→ **DATA BLOCK**:

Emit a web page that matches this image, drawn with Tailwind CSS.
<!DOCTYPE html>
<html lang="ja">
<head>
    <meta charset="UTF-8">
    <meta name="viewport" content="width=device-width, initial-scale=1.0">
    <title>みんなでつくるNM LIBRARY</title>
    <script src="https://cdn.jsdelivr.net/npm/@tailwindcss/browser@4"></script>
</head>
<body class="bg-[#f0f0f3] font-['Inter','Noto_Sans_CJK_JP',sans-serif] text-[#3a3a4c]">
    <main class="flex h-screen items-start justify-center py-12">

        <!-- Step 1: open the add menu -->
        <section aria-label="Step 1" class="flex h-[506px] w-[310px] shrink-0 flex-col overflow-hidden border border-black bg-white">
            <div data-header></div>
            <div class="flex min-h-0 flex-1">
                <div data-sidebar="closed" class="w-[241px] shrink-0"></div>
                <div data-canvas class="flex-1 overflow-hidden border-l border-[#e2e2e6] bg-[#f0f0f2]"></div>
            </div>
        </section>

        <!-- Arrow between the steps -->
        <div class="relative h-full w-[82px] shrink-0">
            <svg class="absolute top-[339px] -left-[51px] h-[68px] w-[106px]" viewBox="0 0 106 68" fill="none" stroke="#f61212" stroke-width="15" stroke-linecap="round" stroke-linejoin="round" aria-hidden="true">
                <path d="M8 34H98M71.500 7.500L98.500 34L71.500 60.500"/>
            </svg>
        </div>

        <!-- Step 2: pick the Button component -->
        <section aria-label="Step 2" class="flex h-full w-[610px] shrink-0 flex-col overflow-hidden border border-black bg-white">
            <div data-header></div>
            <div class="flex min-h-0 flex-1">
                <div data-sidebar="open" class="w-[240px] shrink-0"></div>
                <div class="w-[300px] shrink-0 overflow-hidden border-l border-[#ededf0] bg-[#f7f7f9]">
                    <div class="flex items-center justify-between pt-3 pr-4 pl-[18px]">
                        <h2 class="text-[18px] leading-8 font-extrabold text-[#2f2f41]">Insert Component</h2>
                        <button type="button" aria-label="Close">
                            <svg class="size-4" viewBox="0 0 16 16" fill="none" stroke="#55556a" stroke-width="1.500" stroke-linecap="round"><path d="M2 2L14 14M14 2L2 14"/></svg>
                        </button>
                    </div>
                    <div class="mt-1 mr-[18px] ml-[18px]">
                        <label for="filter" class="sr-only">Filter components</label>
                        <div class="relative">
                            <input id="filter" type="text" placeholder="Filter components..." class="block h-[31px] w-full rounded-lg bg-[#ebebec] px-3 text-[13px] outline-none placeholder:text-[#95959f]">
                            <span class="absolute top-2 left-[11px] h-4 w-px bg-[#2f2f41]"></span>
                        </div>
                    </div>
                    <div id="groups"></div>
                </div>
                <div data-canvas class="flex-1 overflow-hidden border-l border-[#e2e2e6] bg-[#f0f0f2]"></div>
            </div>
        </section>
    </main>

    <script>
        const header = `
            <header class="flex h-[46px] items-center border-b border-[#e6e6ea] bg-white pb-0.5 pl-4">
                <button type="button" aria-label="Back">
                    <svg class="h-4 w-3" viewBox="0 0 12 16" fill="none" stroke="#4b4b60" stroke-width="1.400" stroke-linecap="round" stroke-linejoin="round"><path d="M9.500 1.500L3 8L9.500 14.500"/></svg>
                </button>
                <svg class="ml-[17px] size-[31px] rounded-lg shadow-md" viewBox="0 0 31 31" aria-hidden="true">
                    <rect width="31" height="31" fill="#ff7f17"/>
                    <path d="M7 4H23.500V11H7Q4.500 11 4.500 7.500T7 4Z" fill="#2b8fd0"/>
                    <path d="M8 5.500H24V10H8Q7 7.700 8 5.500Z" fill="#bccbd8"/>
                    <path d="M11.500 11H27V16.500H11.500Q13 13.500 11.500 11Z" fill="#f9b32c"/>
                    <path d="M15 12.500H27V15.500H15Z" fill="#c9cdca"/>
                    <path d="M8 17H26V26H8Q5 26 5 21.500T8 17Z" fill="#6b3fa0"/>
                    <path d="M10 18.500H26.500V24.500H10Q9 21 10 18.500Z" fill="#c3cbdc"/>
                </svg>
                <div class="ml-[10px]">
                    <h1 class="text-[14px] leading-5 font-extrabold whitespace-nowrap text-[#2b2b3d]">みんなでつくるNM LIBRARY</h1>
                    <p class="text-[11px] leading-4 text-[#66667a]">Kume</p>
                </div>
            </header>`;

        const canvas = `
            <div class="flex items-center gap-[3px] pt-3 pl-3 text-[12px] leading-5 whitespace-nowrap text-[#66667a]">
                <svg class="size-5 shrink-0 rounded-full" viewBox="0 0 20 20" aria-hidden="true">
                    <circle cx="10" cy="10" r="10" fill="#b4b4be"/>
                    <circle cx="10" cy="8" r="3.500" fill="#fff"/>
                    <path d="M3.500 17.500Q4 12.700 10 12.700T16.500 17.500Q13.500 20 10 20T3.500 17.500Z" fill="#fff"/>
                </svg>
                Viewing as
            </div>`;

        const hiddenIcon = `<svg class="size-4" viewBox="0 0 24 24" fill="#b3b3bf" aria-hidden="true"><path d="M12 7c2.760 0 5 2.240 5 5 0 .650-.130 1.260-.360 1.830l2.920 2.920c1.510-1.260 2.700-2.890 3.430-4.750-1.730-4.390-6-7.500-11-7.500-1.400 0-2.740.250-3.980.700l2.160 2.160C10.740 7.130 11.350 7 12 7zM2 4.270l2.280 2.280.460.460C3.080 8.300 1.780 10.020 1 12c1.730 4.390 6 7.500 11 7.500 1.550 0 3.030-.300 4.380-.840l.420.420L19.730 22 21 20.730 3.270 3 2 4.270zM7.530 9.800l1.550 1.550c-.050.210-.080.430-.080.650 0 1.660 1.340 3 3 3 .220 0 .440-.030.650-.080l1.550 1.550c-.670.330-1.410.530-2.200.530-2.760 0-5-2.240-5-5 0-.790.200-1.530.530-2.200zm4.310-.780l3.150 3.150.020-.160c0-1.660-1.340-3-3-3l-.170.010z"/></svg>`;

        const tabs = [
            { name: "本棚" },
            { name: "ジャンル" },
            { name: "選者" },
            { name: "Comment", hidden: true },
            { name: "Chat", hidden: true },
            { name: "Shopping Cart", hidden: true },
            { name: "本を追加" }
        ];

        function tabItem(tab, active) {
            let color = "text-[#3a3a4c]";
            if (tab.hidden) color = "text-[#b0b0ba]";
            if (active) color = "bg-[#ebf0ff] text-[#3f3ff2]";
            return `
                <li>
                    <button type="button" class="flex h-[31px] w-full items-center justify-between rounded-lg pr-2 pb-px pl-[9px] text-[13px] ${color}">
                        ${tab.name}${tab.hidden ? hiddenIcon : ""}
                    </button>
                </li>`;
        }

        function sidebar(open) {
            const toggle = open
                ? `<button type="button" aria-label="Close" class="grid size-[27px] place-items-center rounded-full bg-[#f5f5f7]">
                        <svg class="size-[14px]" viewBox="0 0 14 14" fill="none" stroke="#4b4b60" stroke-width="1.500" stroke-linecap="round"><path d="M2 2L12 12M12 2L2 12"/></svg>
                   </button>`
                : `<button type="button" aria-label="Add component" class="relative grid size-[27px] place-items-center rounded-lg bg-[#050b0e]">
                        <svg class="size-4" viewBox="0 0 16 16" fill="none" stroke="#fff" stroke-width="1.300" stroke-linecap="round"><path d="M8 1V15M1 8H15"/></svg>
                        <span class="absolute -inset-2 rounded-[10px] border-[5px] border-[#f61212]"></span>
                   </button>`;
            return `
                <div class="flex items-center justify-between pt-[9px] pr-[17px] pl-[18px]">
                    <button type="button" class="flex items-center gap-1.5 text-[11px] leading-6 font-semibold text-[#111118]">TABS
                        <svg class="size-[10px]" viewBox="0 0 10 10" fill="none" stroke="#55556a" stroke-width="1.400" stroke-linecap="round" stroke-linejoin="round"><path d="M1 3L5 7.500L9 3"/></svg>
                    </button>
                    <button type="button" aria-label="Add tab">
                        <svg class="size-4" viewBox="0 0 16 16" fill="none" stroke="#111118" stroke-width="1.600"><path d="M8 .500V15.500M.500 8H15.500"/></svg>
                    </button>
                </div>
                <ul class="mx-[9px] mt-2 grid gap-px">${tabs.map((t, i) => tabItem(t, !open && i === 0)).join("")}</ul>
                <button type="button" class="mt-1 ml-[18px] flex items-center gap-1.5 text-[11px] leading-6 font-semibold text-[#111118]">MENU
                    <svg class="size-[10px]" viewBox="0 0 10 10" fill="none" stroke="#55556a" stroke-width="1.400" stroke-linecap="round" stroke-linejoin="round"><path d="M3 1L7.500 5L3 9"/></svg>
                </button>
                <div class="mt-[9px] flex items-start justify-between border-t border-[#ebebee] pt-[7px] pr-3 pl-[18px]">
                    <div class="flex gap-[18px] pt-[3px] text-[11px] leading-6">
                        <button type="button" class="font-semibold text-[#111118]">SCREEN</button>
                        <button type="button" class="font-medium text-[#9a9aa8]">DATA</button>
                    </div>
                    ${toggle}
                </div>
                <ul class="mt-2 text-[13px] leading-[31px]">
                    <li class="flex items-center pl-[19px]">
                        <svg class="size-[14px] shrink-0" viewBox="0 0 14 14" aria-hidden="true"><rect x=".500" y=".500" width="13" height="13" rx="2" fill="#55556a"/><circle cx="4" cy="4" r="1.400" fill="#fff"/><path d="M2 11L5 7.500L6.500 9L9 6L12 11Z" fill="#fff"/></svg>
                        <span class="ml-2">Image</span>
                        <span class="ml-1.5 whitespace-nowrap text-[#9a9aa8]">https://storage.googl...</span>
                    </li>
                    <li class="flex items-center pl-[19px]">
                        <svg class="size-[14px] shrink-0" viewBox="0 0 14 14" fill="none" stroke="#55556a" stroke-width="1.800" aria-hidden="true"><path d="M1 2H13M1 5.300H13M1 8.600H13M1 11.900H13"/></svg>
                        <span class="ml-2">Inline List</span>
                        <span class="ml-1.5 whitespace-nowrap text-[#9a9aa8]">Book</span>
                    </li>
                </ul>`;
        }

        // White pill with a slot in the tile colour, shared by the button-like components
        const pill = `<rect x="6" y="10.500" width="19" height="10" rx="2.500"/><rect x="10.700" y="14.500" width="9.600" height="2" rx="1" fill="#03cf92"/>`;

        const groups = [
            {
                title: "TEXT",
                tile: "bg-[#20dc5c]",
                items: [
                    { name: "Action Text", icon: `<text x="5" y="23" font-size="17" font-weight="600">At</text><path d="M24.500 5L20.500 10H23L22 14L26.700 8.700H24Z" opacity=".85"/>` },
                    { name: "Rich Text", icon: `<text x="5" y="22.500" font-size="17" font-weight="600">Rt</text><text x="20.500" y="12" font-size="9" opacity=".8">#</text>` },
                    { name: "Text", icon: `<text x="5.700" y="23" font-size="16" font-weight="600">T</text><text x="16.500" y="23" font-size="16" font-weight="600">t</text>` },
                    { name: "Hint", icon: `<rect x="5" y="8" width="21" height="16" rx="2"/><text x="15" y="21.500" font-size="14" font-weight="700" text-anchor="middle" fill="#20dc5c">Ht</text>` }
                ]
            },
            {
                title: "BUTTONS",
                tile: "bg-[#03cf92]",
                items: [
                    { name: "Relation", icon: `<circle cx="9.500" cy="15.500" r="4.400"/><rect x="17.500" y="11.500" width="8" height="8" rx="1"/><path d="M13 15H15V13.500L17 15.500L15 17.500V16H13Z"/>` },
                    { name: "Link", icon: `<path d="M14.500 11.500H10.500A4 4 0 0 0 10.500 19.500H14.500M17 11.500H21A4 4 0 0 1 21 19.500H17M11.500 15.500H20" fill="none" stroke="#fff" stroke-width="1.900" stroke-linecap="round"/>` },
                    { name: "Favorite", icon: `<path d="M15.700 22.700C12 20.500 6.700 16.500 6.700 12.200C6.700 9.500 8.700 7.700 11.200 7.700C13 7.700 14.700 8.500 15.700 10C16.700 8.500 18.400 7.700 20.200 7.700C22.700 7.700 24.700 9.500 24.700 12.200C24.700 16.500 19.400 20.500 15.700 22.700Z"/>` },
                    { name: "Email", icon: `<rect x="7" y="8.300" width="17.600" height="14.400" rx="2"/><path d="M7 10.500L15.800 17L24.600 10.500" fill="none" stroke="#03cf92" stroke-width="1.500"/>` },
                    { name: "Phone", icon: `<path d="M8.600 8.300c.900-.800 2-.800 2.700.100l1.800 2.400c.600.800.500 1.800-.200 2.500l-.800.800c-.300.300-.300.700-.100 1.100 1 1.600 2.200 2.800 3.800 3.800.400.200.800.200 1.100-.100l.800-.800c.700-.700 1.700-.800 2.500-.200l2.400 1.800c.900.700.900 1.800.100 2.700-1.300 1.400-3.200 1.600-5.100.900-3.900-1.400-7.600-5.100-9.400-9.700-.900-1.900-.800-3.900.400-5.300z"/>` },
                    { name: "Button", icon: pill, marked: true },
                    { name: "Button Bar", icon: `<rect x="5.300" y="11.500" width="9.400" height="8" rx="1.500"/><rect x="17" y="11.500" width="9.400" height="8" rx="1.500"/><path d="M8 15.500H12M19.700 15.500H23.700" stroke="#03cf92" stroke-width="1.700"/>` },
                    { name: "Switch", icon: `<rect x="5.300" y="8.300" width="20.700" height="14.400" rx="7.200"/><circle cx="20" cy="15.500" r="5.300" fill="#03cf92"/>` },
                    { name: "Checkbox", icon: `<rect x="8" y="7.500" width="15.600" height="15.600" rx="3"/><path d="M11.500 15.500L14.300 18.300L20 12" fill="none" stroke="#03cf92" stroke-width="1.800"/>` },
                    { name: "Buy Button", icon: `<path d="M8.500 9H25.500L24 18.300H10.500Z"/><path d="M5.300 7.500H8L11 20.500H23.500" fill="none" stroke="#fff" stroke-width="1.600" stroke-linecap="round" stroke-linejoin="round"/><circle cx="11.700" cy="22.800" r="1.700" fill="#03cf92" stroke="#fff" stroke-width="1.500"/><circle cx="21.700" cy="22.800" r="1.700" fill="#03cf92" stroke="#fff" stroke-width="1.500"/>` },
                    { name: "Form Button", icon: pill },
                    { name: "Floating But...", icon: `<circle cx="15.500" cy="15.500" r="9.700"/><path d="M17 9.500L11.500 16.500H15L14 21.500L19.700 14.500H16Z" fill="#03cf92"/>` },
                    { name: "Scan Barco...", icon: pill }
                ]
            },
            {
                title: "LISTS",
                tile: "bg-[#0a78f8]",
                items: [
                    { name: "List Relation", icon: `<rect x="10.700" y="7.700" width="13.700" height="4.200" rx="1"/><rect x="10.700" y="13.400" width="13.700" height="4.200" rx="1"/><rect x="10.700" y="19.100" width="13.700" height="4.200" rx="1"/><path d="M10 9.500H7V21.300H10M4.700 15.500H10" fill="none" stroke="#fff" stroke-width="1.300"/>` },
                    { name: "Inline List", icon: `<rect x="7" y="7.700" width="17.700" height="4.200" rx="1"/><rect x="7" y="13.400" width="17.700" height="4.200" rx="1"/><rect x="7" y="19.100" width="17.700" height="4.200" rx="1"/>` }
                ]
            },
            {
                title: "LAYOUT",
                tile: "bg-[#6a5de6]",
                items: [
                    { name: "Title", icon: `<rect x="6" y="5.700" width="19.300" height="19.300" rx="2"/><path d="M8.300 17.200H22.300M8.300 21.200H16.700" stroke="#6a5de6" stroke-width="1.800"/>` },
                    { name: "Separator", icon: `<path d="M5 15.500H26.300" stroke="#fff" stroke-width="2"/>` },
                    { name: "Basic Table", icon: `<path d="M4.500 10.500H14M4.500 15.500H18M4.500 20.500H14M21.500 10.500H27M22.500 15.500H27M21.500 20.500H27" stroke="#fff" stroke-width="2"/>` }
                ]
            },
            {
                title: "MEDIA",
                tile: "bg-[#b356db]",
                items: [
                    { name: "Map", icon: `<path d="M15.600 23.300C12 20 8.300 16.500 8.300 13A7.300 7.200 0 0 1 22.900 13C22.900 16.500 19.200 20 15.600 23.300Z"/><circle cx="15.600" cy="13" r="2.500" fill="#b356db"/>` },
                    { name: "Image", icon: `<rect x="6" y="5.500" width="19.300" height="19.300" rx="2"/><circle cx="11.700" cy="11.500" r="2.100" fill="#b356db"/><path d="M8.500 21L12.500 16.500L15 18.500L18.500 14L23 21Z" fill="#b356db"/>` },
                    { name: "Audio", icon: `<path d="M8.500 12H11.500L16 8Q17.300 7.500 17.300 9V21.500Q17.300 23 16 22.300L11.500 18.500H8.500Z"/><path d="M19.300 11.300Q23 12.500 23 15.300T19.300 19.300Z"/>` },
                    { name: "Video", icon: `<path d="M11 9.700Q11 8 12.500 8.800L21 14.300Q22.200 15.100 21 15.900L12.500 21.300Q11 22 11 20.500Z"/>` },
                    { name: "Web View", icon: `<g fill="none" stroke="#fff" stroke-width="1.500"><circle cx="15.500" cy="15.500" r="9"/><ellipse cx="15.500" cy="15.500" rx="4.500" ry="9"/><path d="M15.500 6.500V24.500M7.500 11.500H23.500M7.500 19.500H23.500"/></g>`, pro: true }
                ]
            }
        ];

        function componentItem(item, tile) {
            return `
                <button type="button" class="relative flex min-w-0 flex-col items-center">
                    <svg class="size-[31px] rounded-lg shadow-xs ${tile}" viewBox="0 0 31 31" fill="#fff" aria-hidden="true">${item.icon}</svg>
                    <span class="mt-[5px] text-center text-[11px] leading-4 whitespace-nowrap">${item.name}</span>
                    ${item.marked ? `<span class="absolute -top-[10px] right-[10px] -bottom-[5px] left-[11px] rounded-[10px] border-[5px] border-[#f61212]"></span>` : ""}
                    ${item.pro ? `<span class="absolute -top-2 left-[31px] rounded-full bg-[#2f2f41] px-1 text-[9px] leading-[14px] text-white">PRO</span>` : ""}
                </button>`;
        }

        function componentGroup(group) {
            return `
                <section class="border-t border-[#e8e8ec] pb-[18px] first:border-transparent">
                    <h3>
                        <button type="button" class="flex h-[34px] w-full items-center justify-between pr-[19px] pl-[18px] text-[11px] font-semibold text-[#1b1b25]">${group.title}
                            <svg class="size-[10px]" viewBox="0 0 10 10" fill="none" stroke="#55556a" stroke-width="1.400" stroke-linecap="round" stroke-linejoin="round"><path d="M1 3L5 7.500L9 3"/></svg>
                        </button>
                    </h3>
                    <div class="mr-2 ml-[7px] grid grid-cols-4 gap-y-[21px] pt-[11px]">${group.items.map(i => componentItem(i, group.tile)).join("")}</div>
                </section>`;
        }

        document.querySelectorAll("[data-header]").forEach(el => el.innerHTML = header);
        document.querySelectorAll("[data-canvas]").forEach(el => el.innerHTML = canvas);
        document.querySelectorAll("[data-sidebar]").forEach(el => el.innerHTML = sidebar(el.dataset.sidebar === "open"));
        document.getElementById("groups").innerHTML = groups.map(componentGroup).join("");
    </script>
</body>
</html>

→ **REQUIREMENT**: Work through the data and report how many of its lines hold the word "with", giving only the figure.

→ **FINISHED EXERCISE**: 2